The Telegraph has published an article today (Wednesday 28 August 2019) following an interview with the International Development Secretary Alok Sharma on his first visit to Ethiopia.
The article reports on Mr Sharma’s announcement of a new International Development Infrastructure Commission and highlights opportunities for private sector investment to grow the economies of developing countries and create the UK’s trading partners of the future.
The Commission will turbo-charge investment in green, sustainable infrastructure in developing countries, leading to more jobs, better access to basic services and opportunities for businesses. The International Development Secretary is quoted in the Telegraph saying:
“What I want to do is get around eight top people who have got proper experience in infrastructure in Asia, in Africa, people who have experience of planning infrastructure, of delivering infrastructure, financing infrastructure, getting them together and saying: ‘How can we do this better? How do we use what we’ve got in the UK government? How do we mobilise the City of London? How do we make sure that we can be a leader in corralling private sector investment into development?’”
The Commission will make recommendations to improve the planning, delivery and financing of infrastructure projects. The focus will be to help make investment in infrastructure in developing countries more attractive to businesses and investors.
Mobilising private sector funding in infrastructure will help plug the annual $2.5 trillion gap that the poorest countries need to meet the Global Goals.
The International Development Secretary’s focus on boosting infrastructure projects - that form the backbone of economic growth - is in addition to the life-saving humanitarian work of UK aid. Mr Sharma is quoted in the Telegraph saying:
Absolutely we do the humanitarian stuff, we support people, but ultimately this is about developing self-sustainable economies, growing economies, allowing these people to be self-sustaining…. And ultimately as a secondary benefit of that is that hopefully we are also creating markets for the future for the UK… Our primary function is to make sure we combat extreme poverty. But ultimately, as I said, this goes to the point about what do developing countries want? They want their economies to grow.
The Telegraph article also highlights that the International Development Secretary is committed to spending 0.7% of Gross National Income on international aid. He is quoted saying:
I’m already making the case for why this is important… You go round every single country and the high regard which the UK is held is absolutely phenomenal and actually the work that we do through UK aid also plays to our values, our British values and I think that is really important.

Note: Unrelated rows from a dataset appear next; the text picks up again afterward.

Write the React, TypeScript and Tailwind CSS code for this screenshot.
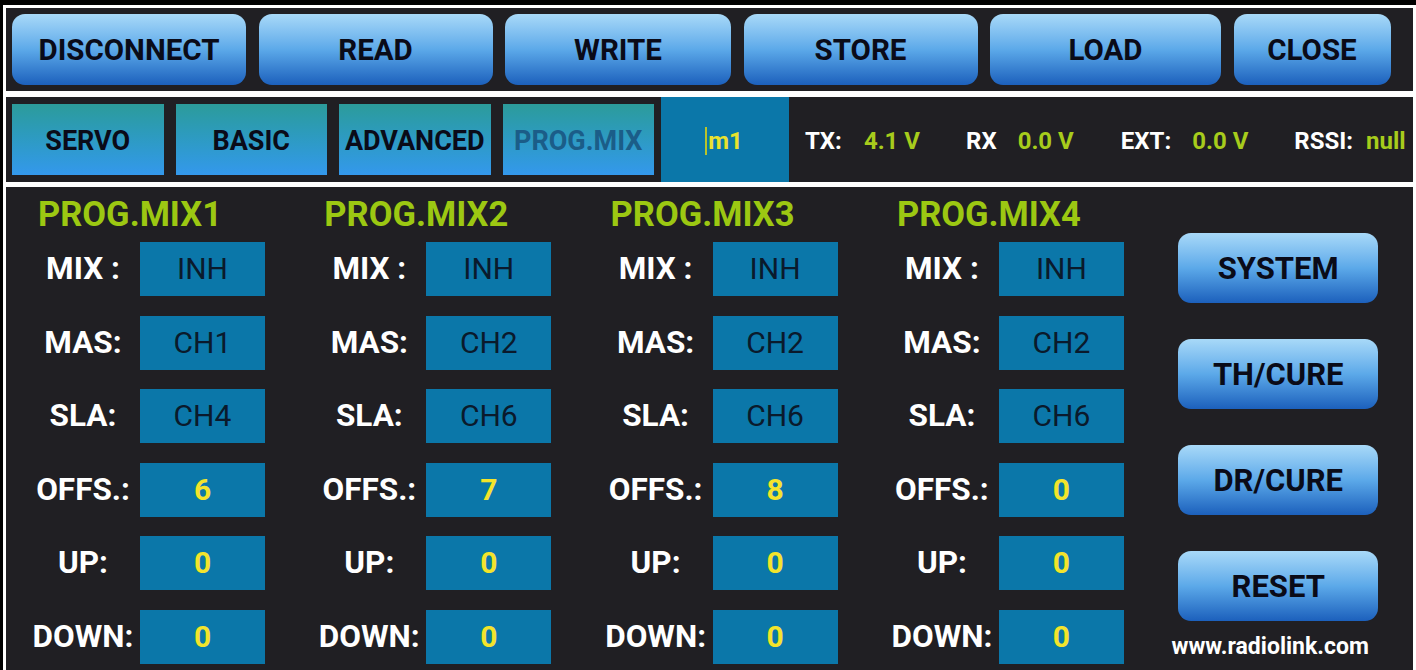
import React from 'react';

const FONT = { fontFamily: 'Roboto, "Liberation Sans", Arial, sans-serif' };

const topButtons = [
  { label: 'DISCONNECT', w: 'w-[234px]' },
  { label: 'READ', w: 'w-[234px]' },
  { label: 'WRITE', w: 'w-[226px]' },
  { label: 'STORE', w: 'w-[234px]' },
  { label: 'LOAD', w: 'w-[231px]' },
  { label: 'CLOSE', w: 'w-[157px]' },
];

const tabs = ['SERVO', 'BASIC', 'ADVANCED', 'PROG.MIX'];

type Mix = {
  title: string;
  mas: string;
  sla: string;
  offs: string;
  up: string;
  down: string;
};

const mixes: Mix[] = [
  { title: 'PROG.MIX1', mas: 'CH1', sla: 'CH4', offs: '6', up: '0', down: '0' },
  { title: 'PROG.MIX2', mas: 'CH2', sla: 'CH6', offs: '7', up: '0', down: '0' },
  { title: 'PROG.MIX3', mas: 'CH2', sla: 'CH6', offs: '8', up: '0', down: '0' },
  { title: 'PROG.MIX4', mas: 'CH2', sla: 'CH6', offs: '0', up: '0', down: '0' },
];

const sideButtons = ['SYSTEM', 'TH/CURE', 'DR/CURE', 'RESET'];

const btnGradient =
  'bg-gradient-to-b from-[#a8d9f8] via-[#5ca9e9] to-[#1c60bc] rounded-[13px] flex items-center justify-center text-[#0a0b18] font-bold';

const Row = ({ label, value, number }: { label: string; value: string; number?: boolean }) => (
  <div className="flex h-[54px] items-center">
    <div className="w-[106px] text-center text-white font-bold text-[31.5px] leading-none">{label}</div>
    <div className="ml-[4px] w-[125px] h-full bg-[#0b77a9] flex items-center justify-center">
      {number ? (
        <span className="text-[#f3e42c] font-bold text-[30px] leading-none">{value}</span>
      ) : (
        <span className="text-[#0a1a2c] text-[30px] leading-none">{value}</span>
      )}
    </div>
  </div>
);

const App: React.FC = () => {
  return (
    <div className="w-[1416px] h-[670px] bg-black pt-[5px] pl-[3px] overflow-hidden" style={FONT}>
      <div className="h-full bg-white pt-[3px] pl-[3px] pr-[3px] flex flex-col">
        {/* Top action bar */}
        <div className="h-[83px] bg-[#201f23] flex items-center pl-[6px] gap-[12.5px]">
          {topButtons.map((b) => (
            <div key={b.label} className={`${b.w} h-[71px] ${btnGradient} text-[29.5px] pt-[2px]`}>
              {b.label}
            </div>
          ))}
        </div>

        {/* Tabs + status */}
        <div className="mt-[6px] h-[85px] bg-[#201f23] flex items-center pl-[6px]">
          <div className="flex gap-[12px]">
            {tabs.map((t) => (
              <div
                key={t}
                className={`w-[151.5px] h-[71px] pt-[4px] bg-gradient-to-b from-[#2c9b9a] to-[#3498ec] flex items-center justify-center font-bold text-[27px] ${
                  t === 'PROG.MIX' ? 'text-[#1b5d88]' : 'text-[#0a0b18]'
                }`}
              >
                {t}
              </div>
            ))}
          </div>
          <div className="ml-[7px] w-[128px] h-full bg-[#0b77a9] flex items-center justify-center pt-[2px]">
            <span className="w-[2px] h-[28px] bg-[#b9c42a] mr-[1px]" />
            <span className="text-[#e9e22e] font-bold text-[24px] leading-none pr-[2px]">m1</span>
          </div>
          <div className="flex items-center text-[24px] font-bold leading-none pt-[2px]">
            <span className="ml-[16px] text-white">TX:</span>
            <span className="ml-[22px] text-[#a7cc1c]">4.1 V</span>
            <span className="ml-[46px] text-white">RX</span>
            <span className="ml-[21px] text-[#a7cc1c]">0.0 V</span>
            <span className="ml-[47px] text-white">EXT:</span>
            <span className="ml-[21px] text-[#a7cc1c]">0.0 V</span>
            <span className="ml-[46px] text-white">RSSI:</span>
            <span className="ml-[13px] text-[#a7cc1c]">null</span>
          </div>
        </div>

        {/* Prog mix panel */}
        <div className="mt-[5px] flex-1 bg-[#201f23] flex pl-[24px]">
          {mixes.map((m) => (
            <div key={m.title} className="w-[286.3px] flex flex-col">
              <div className="h-[55px] flex items-center pl-[8px] text-[#9cc812] font-bold text-[34.5px] leading-none">
                {m.title}
              </div>
              <div className="flex flex-col gap-[19.5px]">
                <Row label="MIX :" value="INH" />
                <Row label="MAS:" value={m.mas} />
                <Row label="SLA:" value={m.sla} />
                <Row label="OFFS.:" value={m.offs} number />
                <Row label="UP:" value={m.up} number />
                <Row label="DOWN:" value={m.down} number />
              </div>
            </div>
          ))}
          <div className="flex flex-col pt-[46px] pl-[3px]">
            <div className="flex flex-col gap-[36px]">
              {sideButtons.map((s) => (
                <div key={s} className={`w-[200px] h-[70px] ${btnGradient} text-[31px] pt-[2px]`}>
                  {s}
                </div>
              ))}
            </div>
            <div className="mt-[13px] -ml-[8px] w-[200px] text-center text-white font-bold text-[23px] leading-[26px]">
              www.radiolink.com
            </div>
          </div>
        </div>
      </div>
    </div>
  );
};

export default App;
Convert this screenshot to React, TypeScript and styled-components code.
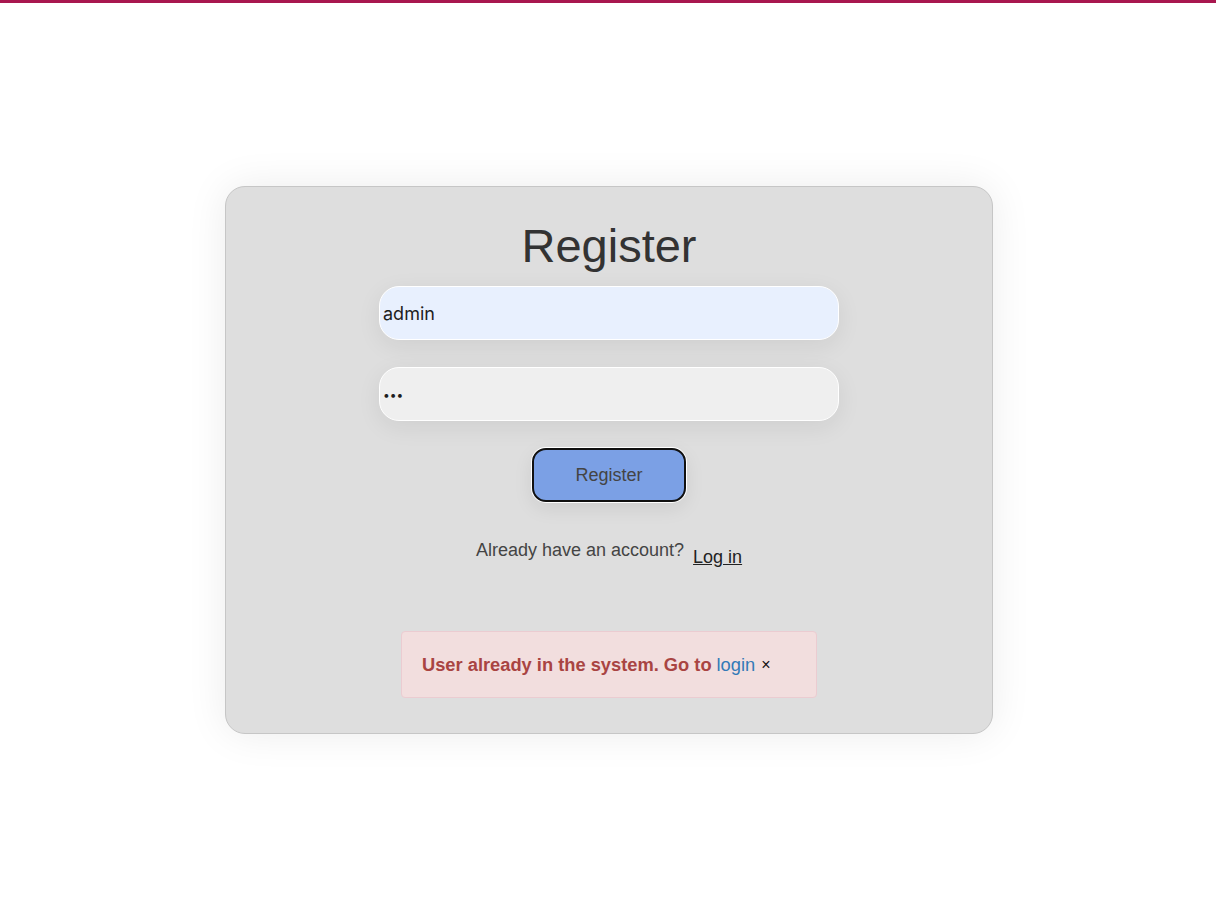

While visiting Ethiopia, which is one of Africa’s fastest growing economies, Mr Sharma met with British investors and the Ethiopian Government to discuss the opportunities and challenges of working in a developing economy.
He also met with female entrepreneurs working in partnership with Unilever which, alongside UK aid, is providing vital training and expertise to help women start their own businesses and access affordable household products to sell.
The visit comes ahead of the UK-Africa Investment Summit in 2020 which will look to build on future opportunities for trade between the UK and African businesses.